▸ **Exercise objective**
Go through the data and copy every line exactly, but not the images.
▼
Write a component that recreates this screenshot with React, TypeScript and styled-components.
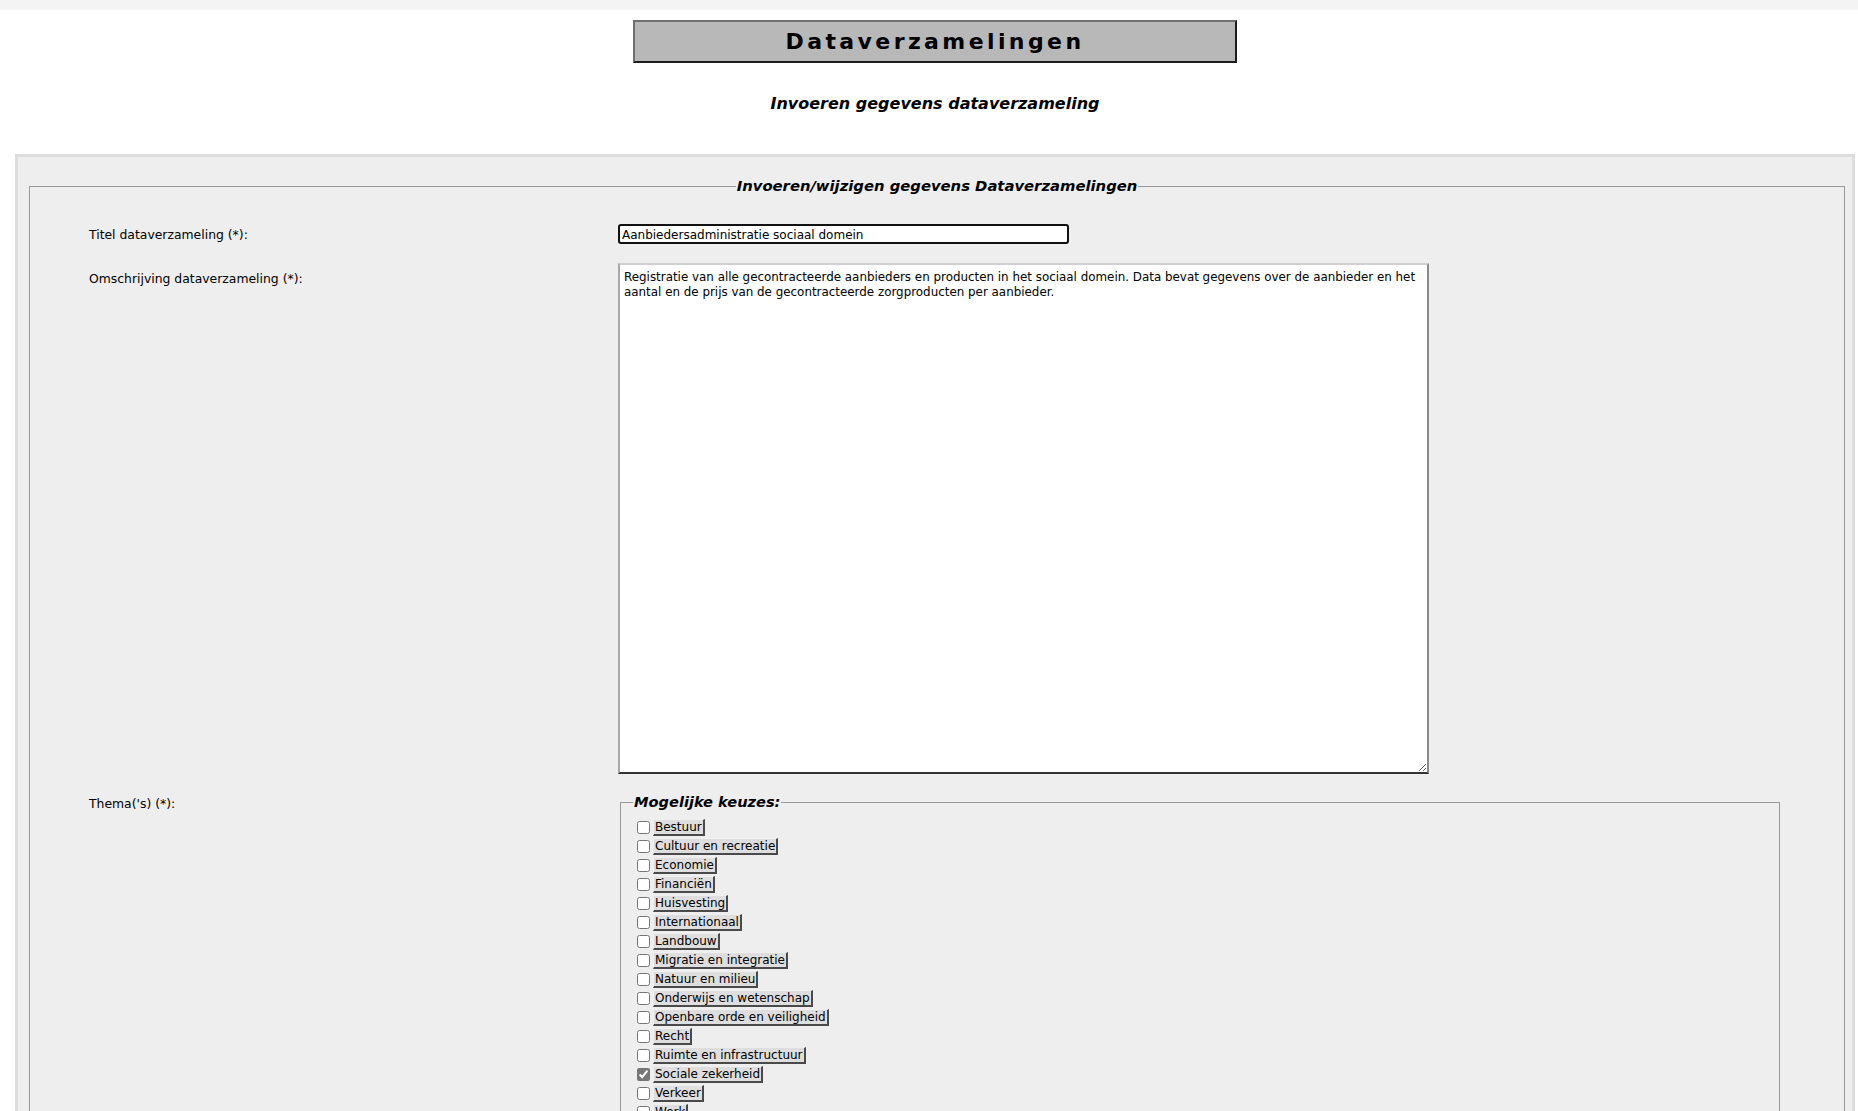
import * as React from "react";
import styled, { createGlobalStyle } from "styled-components";

const themes = [
  "Bestuur",
  "Cultuur en recreatie",
  "Economie",
  "Financiën",
  "Huisvesting",
  "Internationaal",
  "Landbouw",
  "Migratie en integratie",
  "Natuur en milieu",
  "Onderwijs en wetenschap",
  "Openbare orde en veiligheid",
  "Recht",
  "Ruimte en infrastructuur",
  "Sociale zekerheid",
  "Verkeer",
  "Werk",
  "Zorg en gezondheid"
];

const GlobalStyle = createGlobalStyle`
  body {
    margin: 0;
    background: #fff;
    color: #000;
    font-family: "DejaVu Sans", Verdana, sans-serif;
    font-size: 12px;
  }
`;

const TopBar = styled.div`
  height: 10px;
  background-color: #f4f4f4;
`;

const Page = styled.div`
  margin: 0 3px 0 15px;
`;

const Header = styled.h1`
  box-sizing: border-box;
  width: 604px;
  height: 43px;
  margin: 10px auto 0;
  display: flex;
  align-items: center;
  justify-content: center;
  background-color: #b8b8b8;
  border-style: solid;
  border-width: 2px;
  border-color: #707070 #1c1c1c #1c1c1c #707070;
  font-size: 22px;
  font-weight: 700;
  letter-spacing: 3.4px;
`;

const SubTitle = styled.h2`
  margin: 32px 0 0;
  text-align: center;
  font-size: 16px;
  line-height: 18px;
  font-weight: 700;
  font-style: italic;
`;

const Panel = styled.div`
  margin-top: 41px;
  border: 3px solid #dddddd;
  border-bottom: none;
  background-color: #eeeeee;
  padding: 20px 7px 40px 11px;
`;

const FieldSet = styled.fieldset`
  margin: 0;
  border: 1px solid #999;
  padding: 29px 0 20px 0;
`;

const MainLegend = styled.legend`
  margin: 0 auto;
  padding: 0 1px;
  font-size: 14.8px;
  line-height: 18px;
  font-weight: 700;
  font-style: italic;
`;

const FormGrid = styled.div`
  display: grid;
  grid-template-columns: 529px 1fr;
  row-gap: 19px;
  align-items: start;
  padding-left: 59px;
`;

interface ILabelProps {
  $pad: number;
}

const Label = styled.label<ILabelProps>`
  padding-top: ${props => props.$pad}px;
  font-size: 12.4px;
  line-height: 14px;
`;

const TextInput = styled.input`
  box-sizing: border-box;
  width: 451px;
  height: 20px;
  margin: 0;
  padding: 1px 2px 0;
  border: 2px solid #111;
  border-radius: 3px;
  background: #fff;
  font-family: "DejaVu Sans", Verdana, sans-serif;
  font-size: 12px;
  color: #000;
  outline: none;
`;

const TextArea = styled.textarea`
  box-sizing: border-box;
  display: block;
  width: 811px;
  height: 511px;
  margin: 0;
  padding: 5px 4px 3px;
  border-style: solid;
  border-width: 2px;
  border-color: #cfcfcf #8a8a8a #333 #a8a8a8;
  background: #fff;
  font-family: "DejaVu Sans", Verdana, sans-serif;
  font-size: 11.9px;
  line-height: 15px;
  color: #000;
  outline: none;
`;

const ChoiceSet = styled.fieldset`
  box-sizing: border-box;
  width: 1160px;
  margin: 0 0 0 2px;
  border: 1px solid #999;
  padding: 7px 12px 10px 12px;
`;

const ChoiceLegend = styled.legend`
  padding: 0 1px;
  font-size: 14.6px;
  line-height: 18px;
  font-weight: 700;
  font-style: italic;
`;

const Option = styled.div`
  display: flex;
  align-items: center;
  height: 19px;
`;

const Check = styled.input`
  width: 13px;
  height: 13px;
  margin: 3px 3px 3px 4px;
  accent-color: #767676;
`;

const OptionLabel = styled.label`
  display: inline-block;
  padding: 0 1px;
  font-size: 12px;
  line-height: 14px;
  background-color: #dedede;
  border-style: solid;
  border-width: 1px 2px 2px 1px;
  border-color: #efefef #4a4a4a #4a4a4a #efefef;
`;

const App = () => {
  const [title, setTitle] = React.useState("Aanbiedersadministratie sociaal domein");
  const [description, setDescription] = React.useState(
    "Registratie van alle gecontracteerde aanbieders en producten in het sociaal domein. Data bevat gegevens over de aanbieder en het aantal en de prijs van de gecontracteerde zorgproducten per aanbieder."
  );
  const [selected, setSelected] = React.useState<string[]>(["Sociale zekerheid"]);

  const toggle = (theme: string) => {
    setSelected(current =>
      current.includes(theme) ? current.filter(t => t !== theme) : [...current, theme]
    );
  };

  return (
    <>
      <GlobalStyle />
      <TopBar />
      <Page>
        <Header>Dataverzamelingen</Header>
        <SubTitle>Invoeren gegevens dataverzameling</SubTitle>
        <Panel>
          <FieldSet>
            <MainLegend>Invoeren/wijzigen gegevens Dataverzamelingen</MainLegend>
            <FormGrid>
              <Label $pad={4} htmlFor="titel">
                Titel dataverzameling (*):
              </Label>
              <TextInput id="titel" value={title} onChange={e => setTitle(e.target.value)} />

              <Label $pad={9} htmlFor="omschrijving">
                Omschrijving dataverzameling (*):
              </Label>
              <TextArea
                id="omschrijving"
                value={description}
                onChange={e => setDescription(e.target.value)}
              />

              <Label $pad={4}>Thema('s) (*):</Label>
              <ChoiceSet>
                <ChoiceLegend>Mogelijke keuzes:</ChoiceLegend>
                {themes.map((theme, i) => (
                  <Option key={theme}>
                    <Check
                      type="checkbox"
                      id={`thema-${i}`}
                      checked={selected.includes(theme)}
                      onChange={() => toggle(theme)}
                    />
                    <OptionLabel htmlFor={`thema-${i}`}>{theme}</OptionLabel>
                  </Option>
                ))}
              </ChoiceSet>
            </FormGrid>
          </FieldSet>
        </Panel>
      </Page>
    </>
  );
};

export default App;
▲
▸ **Exercise response**
Write a component that recreates this screenshot with React, TypeScript and styled-components.
import * as React from "react";
import styled, { createGlobalStyle } from "styled-components";

const themes = [
  "Bestuur",
  "Cultuur en recreatie",
  "Economie",
  "Financiën",
  "Huisvesting",
  "Internationaal",
  "Landbouw",
  "Migratie en integratie",
  "Natuur en milieu",
  "Onderwijs en wetenschap",
  "Openbare orde en veiligheid",
  "Recht",
  "Ruimte en infrastructuur",
  "Sociale zekerheid",
  "Verkeer",
  "Werk",
  "Zorg en gezondheid"
];

const GlobalStyle = createGlobalStyle`
  body {
    margin: 0;
    background: #fff;
    color: #000;
    font-family: "DejaVu Sans", Verdana, sans-serif;
    font-size: 12px;
  }
`;

const TopBar = styled.div`
  height: 10px;
  background-color: #f4f4f4;
`;

const Page = styled.div`
  margin: 0 3px 0 15px;
`;

const Header = styled.h1`
  box-sizing: border-box;
  width: 604px;
  height: 43px;
  margin: 10px auto 0;
  display: flex;
  align-items: center;
  justify-content: center;
  background-color: #b8b8b8;
  border-style: solid;
  border-width: 2px;
  border-color: #707070 #1c1c1c #1c1c1c #707070;
  font-size: 22px;
  font-weight: 700;
  letter-spacing: 3.4px;
`;

const SubTitle = styled.h2`
  margin: 32px 0 0;
  text-align: center;
  font-size: 16px;
  line-height: 18px;
  font-weight: 700;
  font-style: italic;
`;

const Panel = styled.div`
  margin-top: 41px;
  border: 3px solid #dddddd;
  border-bottom: none;
  background-color: #eeeeee;
  padding: 20px 7px 40px 11px;
`;

const FieldSet = styled.fieldset`
  margin: 0;
  border: 1px solid #999;
  padding: 29px 0 20px 0;
`;

const MainLegend = styled.legend`
  margin: 0 auto;
  padding: 0 1px;
  font-size: 14.8px;
  line-height: 18px;
  font-weight: 700;
  font-style: italic;
`;

const FormGrid = styled.div`
  display: grid;
  grid-template-columns: 529px 1fr;
  row-gap: 19px;
  align-items: start;
  padding-left: 59px;
`;

interface ILabelProps {
  $pad: number;
}

const Label = styled.label<ILabelProps>`
  padding-top: ${props => props.$pad}px;
  font-size: 12.4px;
  line-height: 14px;
`;

const TextInput = styled.input`
  box-sizing: border-box;
  width: 451px;
  height: 20px;
  margin: 0;
  padding: 1px 2px 0;
  border: 2px solid #111;
  border-radius: 3px;
  background: #fff;
  font-family: "DejaVu Sans", Verdana, sans-serif;
  font-size: 12px;
  color: #000;
  outline: none;
`;

const TextArea = styled.textarea`
  box-sizing: border-box;
  display: block;
  width: 811px;
  height: 511px;
  margin: 0;
  padding: 5px 4px 3px;
  border-style: solid;
  border-width: 2px;
  border-color: #cfcfcf #8a8a8a #333 #a8a8a8;
  background: #fff;
  font-family: "DejaVu Sans", Verdana, sans-serif;
  font-size: 11.9px;
  line-height: 15px;
  color: #000;
  outline: none;
`;

const ChoiceSet = styled.fieldset`
  box-sizing: border-box;
  width: 1160px;
  margin: 0 0 0 2px;
  border: 1px solid #999;
  padding: 7px 12px 10px 12px;
`;

const ChoiceLegend = styled.legend`
  padding: 0 1px;
  font-size: 14.6px;
  line-height: 18px;
  font-weight: 700;
  font-style: italic;
`;

const Option = styled.div`
  display: flex;
  align-items: center;
  height: 19px;
`;

const Check = styled.input`
  width: 13px;
  height: 13px;
  margin: 3px 3px 3px 4px;
  accent-color: #767676;
`;

const OptionLabel = styled.label`
  display: inline-block;
  padding: 0 1px;
  font-size: 12px;
  line-height: 14px;
  background-color: #dedede;
  border-style: solid;
  border-width: 1px 2px 2px 1px;
  border-color: #efefef #4a4a4a #4a4a4a #efefef;
`;

const App = () => {
  const [title, setTitle] = React.useState("Aanbiedersadministratie sociaal domein");
  const [description, setDescription] = React.useState(
    "Registratie van alle gecontracteerde aanbieders en producten in het sociaal domein. Data bevat gegevens over de aanbieder en het aantal en de prijs van de gecontracteerde zorgproducten per aanbieder."
  );
  const [selected, setSelected] = React.useState<string[]>(["Sociale zekerheid"]);

  const toggle = (theme: string) => {
    setSelected(current =>
      current.includes(theme) ? current.filter(t => t !== theme) : [...current, theme]
    );
  };

  return (
    <>
      <GlobalStyle />
      <TopBar />
      <Page>
        <Header>Dataverzamelingen</Header>
        <SubTitle>Invoeren gegevens dataverzameling</SubTitle>
        <Panel>
          <FieldSet>
            <MainLegend>Invoeren/wijzigen gegevens Dataverzamelingen</MainLegend>
            <FormGrid>
              <Label $pad={4} htmlFor="titel">
                Titel dataverzameling (*):
              </Label>
              <TextInput id="titel" value={title} onChange={e => setTitle(e.target.value)} />

              <Label $pad={9} htmlFor="omschrijving">
                Omschrijving dataverzameling (*):
              </Label>
              <TextArea
                id="omschrijving"
                value={description}
                onChange={e => setDescription(e.target.value)}
              />

              <Label $pad={4}>Thema('s) (*):</Label>
              <ChoiceSet>
                <ChoiceLegend>Mogelijke keuzes:</ChoiceLegend>
                {themes.map((theme, i) => (
                  <Option key={theme}>
                    <Check
                      type="checkbox"
                      id={`thema-${i}`}
                      checked={selected.includes(theme)}
                      onChange={() => toggle(theme)}
                    />
                    <OptionLabel htmlFor={`thema-${i}`}>{theme}</OptionLabel>
                  </Option>
                ))}
              </ChoiceSet>
            </FormGrid>
          </FieldSet>
        </Panel>
      </Page>
    </>
  );
};

export default App;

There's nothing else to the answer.